One in 4 people has a common mental health problem at any one time, yet access to mental health support is often varied and inconsistent. On Monday the Department of Health, NHS England and PHE published a joint response to the Mental Health Taskforce’s Five Year Forward View for Mental Health – along with a comprehensive package of measures to improve mental health support in schools, workplaces and communities announced by the Prime Minister.
An update to the cross-government suicide prevention strategy was also published on Monday alongside a number of new resources from PHE to help local decision makers improve support for those bereaved by suicide, as well as a new Atlas of Suicide Prevention. It is of testament to local authority commitment and the support they have from wider partners that 95% either have a suicide prevention plan or are developing one, but there is more to do to ensure the quality and effectiveness of these plans and this is the task that lies ahead.
Also this week, we published an updated Atlas of Variation in NHS Diagnostic Services in England, in collaboration with NHS Right Care and NHS England. This reveals that the average level of access and quality for many diagnostic services at national level has improved, and in some areas the degree of unwarranted variation has reduced – however for others it remains wide.
It is good to see improvement in some services such as the rapid diagnosis of stroke, yet other services such as diagnostic testing rates for bowel cancer vary significantly between CCGs.

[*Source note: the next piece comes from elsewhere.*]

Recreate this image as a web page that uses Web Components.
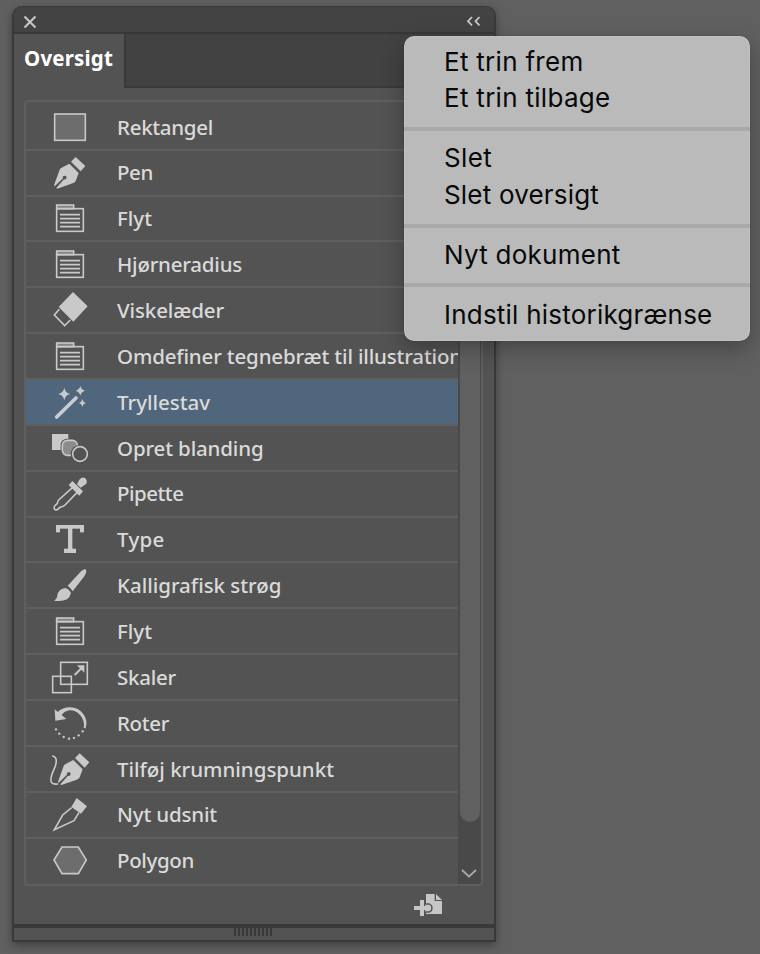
<!DOCTYPE html>
<html lang="da">
<head>
<meta charset="utf-8">
<title>Oversigt</title>
<style>
html, body{
    margin: 0;
    height: 100%;
}
body{
    width: 760px;
    height: 954px;
    overflow: hidden;
    background: #606060;
    font-family: "Noto Sans", "Open Sans", sans-serif;
}
</style>
</head>
<body>
<history-app></history-app>

<script>
// tool icons, each one drawn in a 132 unit square shown at 44px
const nib = `<path d="M167 171 196 198 182 214 153 185Z"/>
    <path d="M148 191 176 219 167 243Q164 248 158 250L112 266 109 264 132 238A5.500 5.500 0 1 0 129 235L104 259 102 256 119 209Q121 205 125 203Z"/>`;
const icons = {
    rectangle: ['84 15', '<rect x="104" y="42" width="92" height="79" fill="#6d6d6d" class="s"/>'],
    pen: ['84 153', nib],
    doc: ['84 290', `<rect x="110" y="317" width="51" height="11" fill="#858585" class="s"/>
        <rect x="110" y="328" width="80" height="68" class="n s"/>
        <path class="n s" d="M120 346H180M120 358H180M120 370H180M120 382H180"/>`],
    eraser: ['84 146', `<path d="M159 158 203 201 160 247 116 203Z"/>
        <path class="n s" d="M118 210 103 227 134 259 151 242"/>`],
    wand: ['84 16', `<path class="n" stroke="#c8cdd2" stroke-width="11" stroke-linecap="round" d="M110 127 168 70"/>
        <path d="M133 39Q136 55 151 58Q136 61 133 77Q130 61 114 58Q130 55 133 39Z"/>
        <path d="M181 34Q184 45 195 48Q184 51 181 63Q178 51 167 48Q178 45 181 34Z"/>
        <path d="M187 74Q189 83 198 85Q189 87 187 96Q185 87 177 85Q185 83 187 74Z"/>`],
    blend: ['84 153', `<rect x="96" y="177" width="49" height="48"/>
        <rect x="122" y="191" width="54" height="54" rx="19" fill="#535353"/>
        <rect x="127" y="196" width="45" height="45" rx="15" fill="#8c8c8c" class="s"/>
        <circle cx="180" cy="237" r="28" fill="#535353"/>
        <circle cx="180" cy="237" r="22" class="n s"/>`],
    pipette: ['84 291', `<path d="M171 328 178 314Q186 305 195 309Q203 316 199 326L182 338Z"/>
        <path d="M157 318 189 349 178 362 146 330Z"/>
        <path class="n s" d="M157 338 116 375Q113 379 112 385L104 393Q100 402 106 404Q113 407 118 398L125 395Q131 394 135 390L171 353"/>`],
    type: ['84 9', `<rect x="108" y="33" width="84" height="11"/><rect x="108" y="33" width="12" height="22"/>
        <rect x="180" y="33" width="12" height="22"/><rect x="144" y="36" width="13" height="78"/>
        <rect x="132" y="104" width="36" height="13"/>`],
    brush: ['84 146', `<path d="M143 214 184 170Q194 162 199 167Q200 176 193 186L158 231Q153 222 143 214Z"/>
        <path d="M137 221Q147 225 153 235Q150 249 141 255Q126 263 102 259Q112 253 112 243Q115 224 137 221Z"/>`],
    scale: ['84 16', `<rect x="122" y="38" width="80" height="66" class="n s"/>
        <rect x="98" y="80" width="56" height="49" class="n s"/>
        <path class="n" stroke="#c9c9c9" stroke-width="6" d="M164 76 186 54"/><path d="M171 47H193V69Z"/>`],
    rotate: ['84 154', `<path d="M104 179 106 213 139 208Z"/>
        <path d="M112 188Q128 173 150 173Q176 174 190 193Q204 212 197 236L191 235Q195 214 181 197Q167 181 148 182Q132 184 122 200Z"/>
        <circle cx="108" cy="239" r="3.5"/><circle cx="118" cy="252" r="3.5"/><circle cx="131" cy="262" r="3.5"/>
        <circle cx="147" cy="267" r="3.5"/><circle cx="162" cy="265" r="3.5"/><circle cx="176" cy="257" r="3.5"/><circle cx="188" cy="245" r="3.5"/>`],
    curvature: ['84 292', `<g transform="translate(12 140)">${nib}</g>
        <path class="n s" stroke-linecap="round" d="M98 319Q113 322 107 346C102 363 88 382 94 397Q98 405 113 403"/>`],
    slice: ['144 9', `<path d="M230 24 261 49 243 71 214 51Z"/>
        <path class="n s" d="M215 53 188 75 163 119 222 92 237 68"/>`],
    polygon: ['144 147', '<path class="s" fill="#6d6d6d" d="M162 213 186 174H235L259 213 235 254H186Z"/>']
};

class ToolIcon extends HTMLElement {
    connectedCallback() {
        const [origin, shapes] = icons[this.getAttribute('name')];
        this.attachShadow({ mode: 'open' }).innerHTML = `
<style>
:host{ display: block; width: 44px; height: 44px; }
svg{ display: block; overflow: visible; fill: #c9c9c9; }
.n{ fill: none; }
.s{ stroke: #c9c9c9; stroke-width: 4.8; }
</style>
<svg width="44" height="44" viewBox="${origin} 132 132">${shapes}</svg>`;
    }
}
customElements.define('tool-icon', ToolIcon);

// text tracked so that it takes the given width
class FitText extends HTMLElement {
    connectedCallback() {
        this.attachShadow({ mode: 'open' }).innerHTML = `
<style>
:host{ display: block; white-space: nowrap; }
span{ display: inline-block; }
</style>
<span><slot></slot></span>`;
        const span = this.shadowRoot.querySelector('span');
        const extra = this.getAttribute('width') - span.getBoundingClientRect().width;
        span.style.letterSpacing = extra / this.textContent.length + 'px';
    }
}
customElements.define('fit-text', FitText);

class HistoryRow extends HTMLElement {
    connectedCallback() {
        this.attachShadow({ mode: 'open' }).innerHTML = `
<style>
:host{
    display: flex;
    align-items: center;
    box-sizing: border-box;
    flex: none;
    height: 45.86px;
    padding-left: 22px;
    border-bottom: 2px solid #5f5f5f;
    overflow: hidden;
    color: #dadada;
    font-size: 20.5px;
    font-weight: 500;
    line-height: 28px;
}
:host([selected]){ background: #50667c; }
:host(:last-child){ border-color: transparent; }
fit-text{ margin: 0 0 .3px 25px; }
</style>
<tool-icon name="${this.getAttribute('icon')}"></tool-icon>
<fit-text width="${this.getAttribute('width')}">${this.textContent}</fit-text>`;
    }
}
customElements.define('history-row', HistoryRow);

class HistoryList extends HTMLElement {
    connectedCallback() {
        this.attachShadow({ mode: 'open' }).innerHTML = `
<style>
:host{
    display: flex;
    box-sizing: border-box;
    height: 786px;
    margin: 12px 11px 0 10px;
    border: 2px solid #5f5f5f;
    border-radius: 4px;
}
.rows{
    display: flex;
    flex-direction: column;
    width: 432px;
    padding-top: 2.8px;
    overflow: hidden;
}
.track{
    display: flex;
    flex-direction: column;
    align-items: center;
    justify-content: space-between;
    flex: 1;
    background: #494949;
}
.thumb{
    width: 20px;
    height: 720px;
    border-radius: 0 0 10px 10px;
    background: #606060;
}
svg{ display: block; margin: 0 2px 5px 0; }
</style>
<div class="rows"><slot></slot></div>
<div class="track">
    <div class="thumb"></div>
    <svg width="18" height="12" fill="none" stroke="#a8a8a8" stroke-width="1.8"><path d="M2 3 9 9.5 16 3"/></svg>
</div>`;
    }
}
customElements.define('history-list', HistoryList);

class HistoryPanel extends HTMLElement {
    connectedCallback() {
        this.attachShadow({ mode: 'open' }).innerHTML = `
<style>
:host{
    display: flex;
    flex-direction: column;
    box-sizing: border-box;
    width: 484px;
    height: 936px;
    border: 2px solid #393939;
    border-top-width: 1px;
    border-radius: 10px 10px 1px 1px;
    background: #535353;
    overflow: hidden;
    box-shadow: 0 3px 10px rgba(0,0,0,.35);
}
.bar{
    display: flex;
    justify-content: space-between;
    box-sizing: border-box;
    height: 27px;
    padding: 9px 13px 0 10px;
    border-bottom: 2px solid #373737;
    background: #434343;
}
.bar svg{ display: block; }
.tabs{
    display: flex;
    height: 54px;
}
.tab{
    box-sizing: border-box;
    width: 110px;
    padding: 10px 0 0 10px;
    color: #fff;
    font-size: 20.5px;
    font-weight: 700;
    line-height: 28px;
}
.rest{
    flex: 1;
    border-left: 2px solid #393939;
    border-bottom: 2px solid #393939;
    background: #424242;
}
.foot{
    display: flex;
    justify-content: flex-end;
    box-sizing: border-box;
    height: 38px;
    padding: 8px 52px 0 0;
}
.grip{
    display: flex;
    justify-content: center;
    gap: 2px;
    height: 12px;
    padding-right: 2px;
    border-top: 4px solid #393939;
}
.grip i{
    width: 2px;
    height: 8px;
    background: #383838;
}
</style>
<div class="bar">
    <svg width="12" height="12" stroke="#c4c4c4" stroke-width="2.2"><path d="M.5.5 11.5 11.5M11.5.5.5 11.5"/></svg>
    <svg width="15" height="11" fill="none" stroke="#c9c9c9" stroke-width="1.8"><path d="M6 1 2 5.2 6 9.5M13.5 1 9.5 5.2 13.5 9.5"/></svg>
</div>
<div class="tabs">
    <div class="tab"><fit-text width="89">Oversigt</fit-text></div>
    <div class="rest"></div>
</div>
<slot></slot>
<div class="foot">
    <svg width="28" height="22" viewBox="102 312 84 66" fill="#c6c6c6">
        <path d="M138 312H164V333H186V372H138Z"/>
        <path d="M168 312 186 330H168Z"/>
        <path d="M136 342H148Q156 345 156 354Q156 363 148 366H136" stroke="#535353" stroke-width="4"/>
        <path d="M120 330H132V348H145Q150 350 150 354Q150 358 145 360H132V378H120V360H102V348H120Z"/>
    </svg>
</div>
<div class="grip"><i></i><i></i><i></i><i></i><i></i><i></i><i></i><i></i><i></i><i></i></div>`;
    }
}
customElements.define('history-panel', HistoryPanel);

class MenuItem extends HTMLElement {
    connectedCallback() {
        this.attachShadow({ mode: 'open' }).innerHTML = `
<style>
:host{
    display: block;
    height: 36.7px;
    padding-left: 40px;
    color: #080808;
    font: 430 26px/38.7px Inter, "Liberation Sans", sans-serif;
}
</style>
<fit-text width="${this.getAttribute('width')}">${this.textContent}</fit-text>`;
    }
}
customElements.define('menu-item', MenuItem);

class MenuLine extends HTMLElement {
    connectedCallback() {
        this.attachShadow({ mode: 'open' }).innerHTML = `
<style>
:host{
    display: block;
    height: 4px;
    margin: 10.7px 0 8.6px;
    background: #a9a9a9;
}
</style>`;
    }
}
customElements.define('menu-line', MenuLine);

class PopupMenu extends HTMLElement {
    connectedCallback() {
        this.attachShadow({ mode: 'open' }).innerHTML = `
<style>
:host{
    display: block;
    position: absolute;
    left: 404px;
    top: 36px;
    box-sizing: border-box;
    width: 346px;
    height: 305px;
    padding-top: 6.8px;
    border-radius: 10px;
    background: #bababa;
    box-shadow: 0 0 1px rgba(0,0,0,.6), 0 8px 22px rgba(0,0,0,.28), inset 0 0 0 1px rgba(255,255,255,.12);
}
</style>
<slot></slot>`;
    }
}
customElements.define('popup-menu', PopupMenu);

class HistoryApp extends HTMLElement {
    connectedCallback() {
        this.attachShadow({ mode: 'open' }).innerHTML = `
<style>
:host{
    display: block;
    position: relative;
    box-sizing: border-box;
    height: 954px;
    padding: 6px 0 0 12px;
}
</style>
<history-panel>
    <history-list>
        <history-row icon="rectangle" width="96">Rektangel</history-row>
        <history-row icon="pen" width="36">Pen</history-row>
        <history-row icon="doc" width="35">Flyt</history-row>
        <history-row icon="doc" width="125">Hjørneradius</history-row>
        <history-row icon="eraser" width="107">Viskelæder</history-row>
        <history-row icon="doc" width="345">Omdefiner tegnebræt til illustration</history-row>
        <history-row icon="wand" width="93" selected>Tryllestav</history-row>
        <history-row icon="blend" width="146.5">Opret blanding</history-row>
        <history-row icon="pipette" width="66.5">Pipette</history-row>
        <history-row icon="type" width="47.5">Type</history-row>
        <history-row icon="brush" width="164.5">Kalligrafisk strøg</history-row>
        <history-row icon="doc" width="35">Flyt</history-row>
        <history-row icon="scale" width="59">Skaler</history-row>
        <history-row icon="rotate" width="52">Roter</history-row>
        <history-row icon="curvature" width="217">Tilføj krumningspunkt</history-row>
        <history-row icon="slice" width="100">Nyt udsnit</history-row>
        <history-row icon="polygon" width="77">Polygon</history-row>
    </history-list>
</history-panel>
<popup-menu>
    <menu-item width="139.5">Et trin frem</menu-item>
    <menu-item width="166.5">Et trin tilbage</menu-item>
    <menu-line></menu-line>
    <menu-item width="48">Slet</menu-item>
    <menu-item width="155">Slet oversigt</menu-item>
    <menu-line></menu-line>
    <menu-item width="176.5">Nyt dokument</menu-item>
    <menu-line></menu-line>
    <menu-item width="268.5">Indstil historikgrænse</menu-item>
</popup-menu>`;
    }
}
customElements.define('history-app', HistoryApp);
</script>
</body>
</html>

Addressing variation at local level has significant potential to save lives and prevent emergency hospital admissions, and everyone has a role to play in considering how we can better understand and tackle the underlying causes of variation. Exploring the data will be an important starting point.
On Wednesday, Revolving Doors and PHE, working with NHS England and the Home Office, published a new resource for directors of public health, police and crime commissioners and other local leaders on addressing the sharp inequalities experienced by people who have been in prison or in police custody at some point in their life.
Perhaps unsurprisingly, many face considerable health problems, often complicated by unemployment, debt, homelessness or social isolation, and a near 50% greater chance of early death and of course poorer health in life. More than 80% smoke, 15% are homeless before going to prison, 45% of people involved with the police have a mental health problem and 13% have never had a job.
Rebalancing Act aims to support collaborative work between criminal justice and health agencies and a much broader range of local partners. Importantly, this is not all about creating new services or finding more money, but rather sharing information, pooling funding and working better together to deliver services that are not only more efficient and effective, but also more cost effective.
This week the Local Government Association drew attention to the latest evaluation of the NHS Health Check published by colleagues from Queen Mary University. This study suggests that the programme has prevented up to 8,400 heart attacks and strokes and that statins were 40% more likely to be prescribed to attendees compared with non-attendees.
This and earlier national evaluations have also demonstrated that more people from deprived communities are accessing the NHS Health Check, which demonstrates strong local public health leadership in commissioning this service and on Tuesday we published new guidance to support local teams completing health equity audits related to the programme.
On Monday our Be Clear on Cancer campaign pilot began across the North West of England, funded by Cancer Research UK and aimed at increasing participation of 60–74 year olds in the NHS bowel cancer screening programme. Bowel cancer is the fourth most common cancer and the second most common cause of cancer death in the UK. Trials show that bowel cancer screening can cut deaths by 15% in people aged 60–74, yet overall uptake of bowel cancer screening in England is low at 58%, and as low as 33% in some areas.
Screening is a choice, and gives those who participate, and who are unknowingly living with the earliest signs of bowel cancer, the best chance of successful treatment. The campaign speaks to a number of barriers to participation as indicated by the evidence, including fear of the test outcome, being asymptomatic, having a low perceived risk of bowel cancer and concerns about the practicalities and cleanliness of the test. Subject to the evaluation of the pilot, the campaign will be rolled out across England from next year.
And finally, on Tuesday I spoke at a summit on Sustainability and Transformation Plans held by the Institute of Healthcare Management, which has published Swimming together or sinking alone, a report aimed at senior leaders in health and local government to support the culture change and skills development necessary to work better together and deliver cost-effective services appropriate to local needs.
The report, written by journalist and policy expert Richard Vize, is a good read and presents a number of approaches and opportunities to help local leaders as they move from focusing on their own organisations and hierarchical structures to operating more collaboratively across local health economies.
As local leaders begin to implement their plans, PHE will align its support around these and do all we can to see them succeed.